It took three starts, but St. Anthony School in Florence turned 50

FLORENCE — An old adage says “the third time’s the charm.” St. Anthony School is celebrating its 50th anniversary this year, but its history began 113 years ago with a false start followed by a school closure.

First came the dream that never became reality. St. Anthony began as a mission out of Charleston in the 1870s. Masses were celebrated in a private home by a series of visiting priests until a chapel was constructed in 1884.

According to archives in the Diocese of Charleston, in April of 1893 Father J.E. Chapius took up residence in Florence and immediately tried to start a school. On April 26 he wrote to Bishop H.P. Northrop, “I never saw or found a more propitious field for a sisters’ school and which would offer so many inducements and causes for success; and I do not think there is another place where such school is more needed.”

Father Chapius received word that the Ursuline Sisters in Columbia might be able to staff his proposed school. He assembled his financial data and target demographics before following up with a second letter to the bishop in late June of 1893 and a subsequent planned meeting with the Ursuline mother superior. He wrote once more to the bishop on July 10, and everything else is lost to history. The school never opened.

Next came the school that closed. Father Charles D. Wood, who was ordained in 1898, began serving St. Anthony from Charleston in 1899. He established St. Anthony Mission House in 1900 and was assigned as pastor in 1901.

The mission house included a school and convent for the Mission Sisters of South Carolina, an offshoot of the Franciscan Sisters of Quebec. The school’s stated goal was “to reach children and to educate them for the reception of the sacraments.”

Four professed sisters, three novitiates, and two postulants taught 25 Catholic children, a combination of boarding students, day students and kindergartners. Board, tuition, and books were all free.

The school opened to non-Catholic students in 1905. Attendance peaked at 47 students in 1906 but dropped to 34 in 1908. No further record of the sisters exists after 1908, and the last record of the school in 1909 shows that it had 16 students.

The parish moved to a new brick church on the corner of Irby and West Palmetto streets in 1917.

A successful school finally began in 1956, when 81 children entered a new, traditional school building with three classrooms. It was staffed by the Sisters of Notre Dame de Namur and a lay kindergarten teacher. The building was expanded in 1960, another sister joined the faculty in 1961, and three additional lay teachers were hired in 1966.
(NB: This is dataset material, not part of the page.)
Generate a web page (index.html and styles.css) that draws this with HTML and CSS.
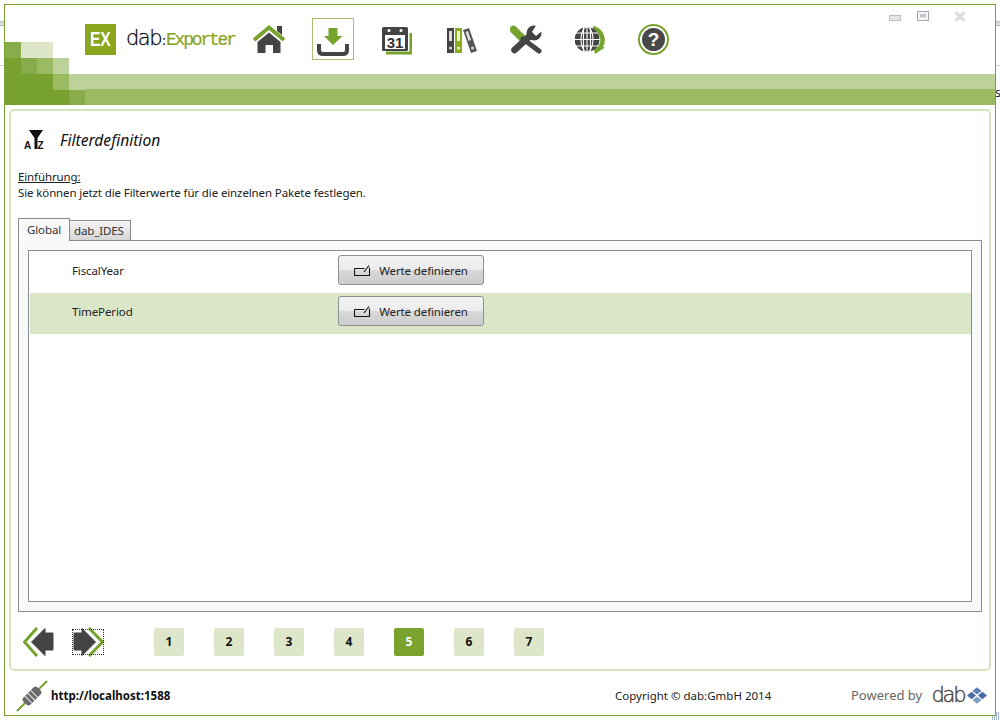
FILE: index.html
```html
<!DOCTYPE html>
<html lang="de">
<head>
<meta charset="utf-8">
<title>dab:Exporter</title>
<link rel="stylesheet" href="styles.css">
</head>
<body>
<div class="backdrop-line l1"></div>
<div class="backdrop-line l2"></div>
<span class="edge">s</span>
<i class="grip"></i>
<div class="window">
  <header class="header">
    <div class="mosaic">
      <i class="m a" ></i><i class="m b"></i><i class="m c"></i><i class="m n"></i><i class="m n"></i>
      <i class="m d"></i><i class="m e"></i><i class="m f"></i><i class="m g"></i><i class="m n"></i>
      <i class="m d"></i><i class="m d"></i><i class="m d"></i><i class="m h"></i><i class="m g"></i>
      <i class="m d"></i><i class="m d"></i><i class="m d"></i><i class="m d"></i><i class="m e"></i>
    </div>
    <div class="winbtns">
      <svg class="wb-min" width="12" height="6" viewBox="0 0 12 6"><rect x=".5" y=".5" width="11" height="5" fill="#e4e4e8" stroke="#bcbcc4"/></svg>
      <svg class="wb-max" width="12" height="10" viewBox="0 0 12 10"><rect x=".5" y=".5" width="11" height="9" fill="#f4f4f6" stroke="#a8a8b2"/><rect x="3" y="3" width="6" height="3.500" fill="#c4c4cc"/></svg>
      <svg class="wb-close" width="12" height="11" viewBox="0 0 12 11"><path d="M1.500 1 L10.500 10 M10.500 1 L1.500 10" stroke="#e0e0e4" stroke-width="3.200"/></svg>
    </div>
    <div class="top">
      <div class="logo">
        <div class="ex"><span>EX</span></div>
        <div class="brand"><span class="dab">dab</span><span class="colon">:</span><span class="exporter">Exporter</span></div>
      </div>
      <nav class="nav">
        <svg class="ic home" width="33" height="30" viewBox="0 0 33 30"><path d="M24 1h5v9l-5-4z" fill="#444"/><path d="M1 15 L16 2.500 L31 15" fill="none" stroke="#76a22e" stroke-width="3.800"/><path d="M4.500 17 L16 7.500 L27.500 17 V28 H20 V20 H12.500 V28 H4.500z" fill="#444"/></svg>
        <div class="ic dl"><svg width="34" height="30" viewBox="0 0 34 30"><path d="M12.500 2h9v8h5L17 19 8 10h4.500z" fill="#76a22e"/><path d="M3 18v6q0 4 4 4h20q4 0 4-4v-6" fill="none" stroke="#454545" stroke-width="4"/></svg></div>
        <svg class="ic cal" width="30" height="28" viewBox="0 0 30 28"><path d="M4 26h25V6" fill="none" stroke="#76a22e" stroke-width="3"/><rect x="0" y="0" width="26" height="24" rx="1.500" fill="#444"/><circle cx="7" cy="3.500" r="1.500" fill="#fff"/><circle cx="19" cy="3.500" r="1.500" fill="#fff"/><rect x="3" y="8" width="20" height="14" fill="#fff"/><text x="13" y="21" class="cal-num" text-anchor="middle">31</text></svg>
        <svg class="ic bind" width="30" height="27" viewBox="0 0 30 27"><rect x="0" y="1" width="7" height="25" fill="#444"/><rect x="2" y="4" width="3" height="10" fill="#ddd"/><circle cx="3.500" cy="21" r="1.500" fill="#ddd"/><rect x="8" y="1" width="7" height="25" fill="#8aad1e"/><rect x="10" y="4" width="3" height="10" fill="#eef3d8"/><circle cx="11.500" cy="21" r="1.500" fill="#eef3d8"/><path d="M16 3l6-2 8 23-6 2z" fill="#555"/><path d="M18.500 5l2.500-1 3 9-2.500 1z" fill="#ddd"/><circle cx="25.500" cy="21" r="1.500" fill="#ddd"/></svg>
        <svg class="ic tools" width="33" height="30" viewBox="0 0 33 30"><path d="M3.500 4.500 L12.500 13.500" stroke="#76a22e" stroke-width="7.500" stroke-linecap="round"/><path d="M13 14 L29 26" stroke="#444" stroke-width="5" stroke-linecap="round"/><path d="M4.500 25 L22 9" stroke="#444" stroke-width="6.500" stroke-linecap="round"/><circle cx="24" cy="8" r="7.500" fill="#444"/><path d="M27 -1 L33 5 L26 11 L22 7z" fill="#fff"/></svg>
        <svg class="ic globe" width="31" height="28" viewBox="0 0 31 28"><path d="M18 2 A 12.500 12.500 0 0 1 25.500 21" fill="none" stroke="#76a22e" stroke-width="4.500"/><path d="M18 19 L30 21.500 L20 28z" fill="#76a22e"/><circle cx="12" cy="13.500" r="12.500" fill="#444"/><g fill="none" stroke="#fff" stroke-width="1.100"><ellipse cx="12" cy="13.500" rx="6" ry="12.500"/><path d="M12 0v27M8.500 1v25M15.500 1v25M0 13.500h25M1 7h22M1 20h22"/></g></svg>
        <div class="ic help"><span class="q">?</span></div>
      </nav>
    </div>
    <div class="band b1"></div>
    <div class="band b2"></div>
  </header>

  <main class="panel">
    <div class="title">
      <svg width="20" height="20" viewBox="0 0 20 20"><path d="M5 0h14l-5.500 8V19H10.500V8z" fill="#111"/><text x="0" y="19" class="az">A</text><text x="13.500" y="19" class="az">Z</text></svg>
      <h1>Filterdefinition</h1>
    </div>
    <div class="intro">
      <div class="u">Einführung:</div>
      <div>Sie können jetzt die Filterwerte für die einzelnen Pakete festlegen.</div>
    </div>
    <div class="tabs">
      <div class="tab active">Global</div>
      <div class="tab other">dab_IDES</div>
    </div>
    <div class="tabbody">
      <div class="list">
        <div class="row"><span class="name">FiscalYear</span><button class="btn"><svg width="17" height="11" viewBox="0 0 17 11"><path d="M.500 3.500h10M.500 3.500v7h15v-8M10 7l5-6.500" fill="none" stroke="#111" stroke-width="1.100"/></svg>Werte definieren</button></div>
        <div class="row alt"><span class="name">TimePeriod</span><button class="btn"><svg width="17" height="11" viewBox="0 0 17 11"><path d="M.500 3.500h10M.500 3.500v7h15v-8M10 7l5-6.500" fill="none" stroke="#111" stroke-width="1.100"/></svg>Werte definieren</button></div>
      </div>
    </div>
    <div class="pager">
      <svg class="arrow" width="32" height="30" viewBox="0 0 32 30"><path d="M14 1 L1.500 15 L14 29" fill="none" stroke="#76a22e" stroke-width="3"/><path d="M22 1.500 L8.500 15 L22 28.500 V23 H30 V6 H22z" fill="#444" stroke="#444" stroke-linejoin="round"/></svg>
      <div class="arrow-next"><svg width="32" height="30" viewBox="0 0 32 30"><path d="M9 1.500 L22.500 15 L9 28.500 V23 H1 V6 H9z" fill="#444" stroke="#444" stroke-linejoin="round"/><path d="M16 1 L29.500 15 L16 29" fill="none" stroke="#76a22e" stroke-width="3"/></svg></div>
      <div class="pages">
        <span class="pg">1</span><span class="pg">2</span><span class="pg">3</span><span class="pg">4</span><span class="pg on">5</span><span class="pg">6</span><span class="pg">7</span>
      </div>
    </div>
  </main>

  <footer class="footer">
    <svg class="plug" width="32" height="32" viewBox="0 0 32 32"><path d="M1 31 L31 1" stroke="#76a22e" stroke-width="2"/><g transform="rotate(-45 16 16)"><rect x="6" y="11" width="20" height="10" rx="3" fill="#6a6a6a"/><path d="M11 11v10M15 11v10M19 11v10" stroke="#ddd" stroke-width="1.200"/></g></svg>
    <span class="url">http://localhost:1588</span>
    <span class="copy">Copyright © dab:GmbH 2014</span>
    <span class="powered">Powered by <span class="pdab">dab</span><svg width="20" height="17" viewBox="0 0 22 18"><path d="M11 0l5 4-5 4-5-4z" fill="#5f7fb5"/><path d="M5 5l5 4-5 4-5-4zM17 5l5 4-5 4-5-4z" fill="#4a6aa5"/><path d="M11 10l5 4-5 4-5-4z" fill="#7f9bc8"/></svg></span>
  </footer>
</div>
</body>
</html>
```
FILE: styles.css
```css
* { box-sizing: border-box; }
html, body { margin: 0; height: 720px; overflow: hidden; background: #fff; }
body { position: relative; padding: 4px; font-family: "Noto Sans", "Open Sans", sans-serif; font-size: 11.5px; letter-spacing: -.12px; color: #1c1c1c; }
.backdrop-line { position: absolute; left: 0; right: 0; height: 1px; background: #d4d4d4; }
.backdrop-line.l1 { top: 21px; height: 5px; background: #ddd; border-top: 1px solid #bbb; border-bottom: 1px solid #bbb; }
.backdrop-line.l2 { top: 65px; }
.edge { position: absolute; left: 995px; top: 84px; font-size: 12px; color: #223; }
.grip { position: absolute; left: 992px; top: 712px; width: 8px; height: 8px; background: repeating-linear-gradient(90deg, #a8b8d8 0 1px, transparent 1px 2px); }
.window { position: relative; width: 992px; height: 712px; background: #fff; border: 1px solid #7aa32d; display: flex; flex-direction: column; }
.header { position: relative; height: 100px; flex: none; display: flex; flex-direction: column; }
.mosaic { position: absolute; left: 0; top: 37px; display: grid; grid-template-columns: repeat(5, 16px); grid-auto-rows: 16px; height: 63px; overflow: hidden; }
.m.a { background: #8aad4c; } .m.b, .m.c { background: #dde6c8; } .m.d { background: #78a22f; }
.m.e { background: #88ac4a; } .m.f { background: #9bbb63; } .m.g { background: #bdd29a; } .m.h { background: #9bbb63; }
.winbtns { position: absolute; top: 6px; left: 884px; display: flex; align-items: flex-start; }
.wb-min { margin-top: 4px; } .wb-max { margin-left: 16px; } .wb-close { margin-left: 25px; }
.top { height: 69px; padding: 13px 0 0 80px; display: flex; align-items: flex-start; }
.logo { display: flex; align-items: center; height: 31px; margin-top: 6px; }
.ex { width: 31px; height: 31px; background: #8aa51e; color: #fff; font: bold 20px/31px "Liberation Sans", sans-serif; letter-spacing: 0; text-align: center; }
.ex span { display: inline-block; transform: scaleX(.78); }
.brand { margin-left: 10px; display: flex; align-items: baseline; width: 110px; line-height: 20px; letter-spacing: 0; }
.dab { font: 200 21px/20px "DejaVu Sans", sans-serif; color: #000; letter-spacing: -1.5px; width: 36px; -webkit-text-stroke: .25px #000; }
.colon { font: bold 12px/20px "Liberation Sans", sans-serif; color: #333; width: 4px; }
.exporter { font: 18px/20px "Liberation Mono", monospace; color: #8aa51e; letter-spacing: -2.2px; -webkit-text-stroke: .2px #8aa51e; }
.nav { display: flex; position: relative; margin-left: 17px; height: 42px; }
.ic { flex: none; }
.home { margin-top: 7px; }
.dl { width: 42px; height: 42px; margin-left: 26px; border: 1px solid #a5c070; display: flex; align-items: flex-end; justify-content: center; padding-bottom: 3px; }
.cal { margin: 9px 0 0 28px; }
.bind { margin: 9px 0 0 35px; }
.tools { margin: 7px 0 0 33px; }
.globe { margin: 8px 0 0 32px; }
.help { width: 31px; height: 31px; margin: 6px 0 0 32px; border-radius: 50%; background: #fff; border: 2px solid #76a22e; display: flex; align-items: center; justify-content: center; }
.q { width: 23px; height: 23px; border-radius: 50%; background: #484848; color: #fff; font: bold 19px/23px "Liberation Sans", sans-serif; text-align: center; }
.cal-num { font: bold 15px "Liberation Sans", sans-serif; fill: #333; }
.band { flex: none; }
.b1 { height: 15px; background: #bdd29a; }
.b2 { height: 16px; background: #9bbb63; }
.panel { flex: none; margin: 4px 4px 0 4px; height: 562px; border: 2px solid #d5e2bb; border-radius: 5px; padding: 0 7px; display: flex; flex-direction: column; }
.title { display: flex; align-items: center; height: 22px; margin-top: 18px; padding-left: 6px; }
.title h1 { margin: 0 0 0 16px; font-size: 15.6px; letter-spacing: 0; font-weight: 400; font-style: italic; color: #111; line-height: 22px; }
.az { font: bold 10px "Liberation Sans", sans-serif; fill: #111; }
.intro { margin-top: 18px; line-height: 16px; color: #222; }
.u { text-decoration: underline; }
.tabs { display: flex; align-items: flex-end; margin-top: 16px; height: 23px; position: relative; z-index: 1; }
.tab { height: 20px; border: 1px solid #8a8a94; border-bottom: 0; line-height: 19px; color: #333; }
.tab.other { width: 61px; padding-left: 4px; border-left: 0; background: linear-gradient(#f4f4f4, #d6d6d6); }
.tab.active { width: 52px; height: 23px; padding-left: 8px; margin-bottom: -1px; line-height: 22px; background: #f9f9f9; }
.tabbody { height: 372px; border: 1px solid #8a8a94; background: #f9f9f9; padding: 9px; }
.list { height: 352px; border: 1px solid #8a8a94; background: #fff; padding-left: 1px; }
.row { display: flex; align-items: flex-start; height: 42px; padding: 4px 0 0 42px; }
.row.alt { height: 41px; padding-top: 3px; background: #dbe6c8; }
.name { width: 266px; color: #222; line-height: 30px; padding-top: 1px; }
.btn { width: 146px; height: 30px; border: 1px solid #8e8e8e; border-radius: 3px; background: linear-gradient(#f3f3f3 0, #ececec 48%, #d8d8d8 52%, #cdcdcd 100%); display: flex; align-items: center; justify-content: center; gap: 8px; padding: 0; font: inherit; letter-spacing: inherit; color: #222; }
.pager { position: relative; display: flex; align-items: center; margin-top: 14px; height: 32px; padding-left: 5px; }
.arrow-next { position: relative; margin-left: 18px; height: 30px; }
.arrow-next::after { content: ""; position: absolute; left: -1px; right: 1px; top: 2px; bottom: 2px; border: 1px dotted #333; }
.pages { position: absolute; left: 136px; top: 2px; display: flex; gap: 30px; }
.pg { width: 30px; height: 28px; background: #dde6c9; border-radius: 2px; font: bold 12px/28px "Noto Sans", sans-serif; letter-spacing: 0; text-align: center; color: #111; }
.pg.on { background: #7aa32d; color: #fff; }
.footer { position: relative; flex: 1; display: flex; align-items: center; padding: 4px 0 0 11px; letter-spacing: 0; }
.plug { flex: none; margin-top: 1px; }
.url { font-weight: 700; color: #111; margin-left: 3px; width: 564px; }
.copy { color: #222; width: 236px; }
.powered { display: flex; align-items: center; font-size: 13px; color: #666; white-space: pre; }
.pdab { font: 200 21px/20px "DejaVu Sans", sans-serif; color: #444; letter-spacing: -2.3px; margin: 0 3px 0 6px; -webkit-text-stroke: .4px #444; }
```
In 1970, the parish church was destroyed in a fire. The decision was made to relocate the entire parish campus from downtown Florence to Hoffmeyer Road to provide room for growth.

The school continued to operate downtown until the new building was completed in time for the 1973 academic year. Educational concepts were changing, and the new building was state of the art for its time, with one large open classroom.

In an interview with The Catholic Miscellany, Principal Phyllis Brandis explained that the open classroom allowed children to learn at their own speed. For example, a fourth-grader who was advanced in math could sit with the fifth-graders for math class while remaining at fourth-grade level for everything else. She stressed that the students also learned good concentration skills.

Educational ideas have continued to evolve, and the open room is now partitioned into self-contained classrooms, with movable bookcases functioning as partial walls. An addition, built about 10 years ago, added four self-contained classrooms for children in grades five through eight, a science lab and a computer lab. Students in the upper grades move from room to room within the addition, but everybody shares the computer lab.

School curricula have also changed over the years. “Children have to learn so much more than we did,” Brandis said.

Math and science classes that were previously taught in high school are now taught at the middle-school level. The school’s curriculum is built on the basics of math and phonics, and Brandis is proud that “our children come out on top all the time.”

A number of students have parents who attended St. Anthony.

The 50th anniversary festivities began with a special school Mass honoring school parents on Feb. 3, the end of Catholic Schools Week. A new logo and sign were unveiled for students, families and faculty members at a party after the Mass.

“We’ve had a great 50 years, and we’re looking forward to the next 50,” Teri Kooper, a parent and the school’s community coordinator, said of St. Anthony School.

Other events planned to celebrate 50 years include a family day, a fall dinner, and an annual auction fund-raiser.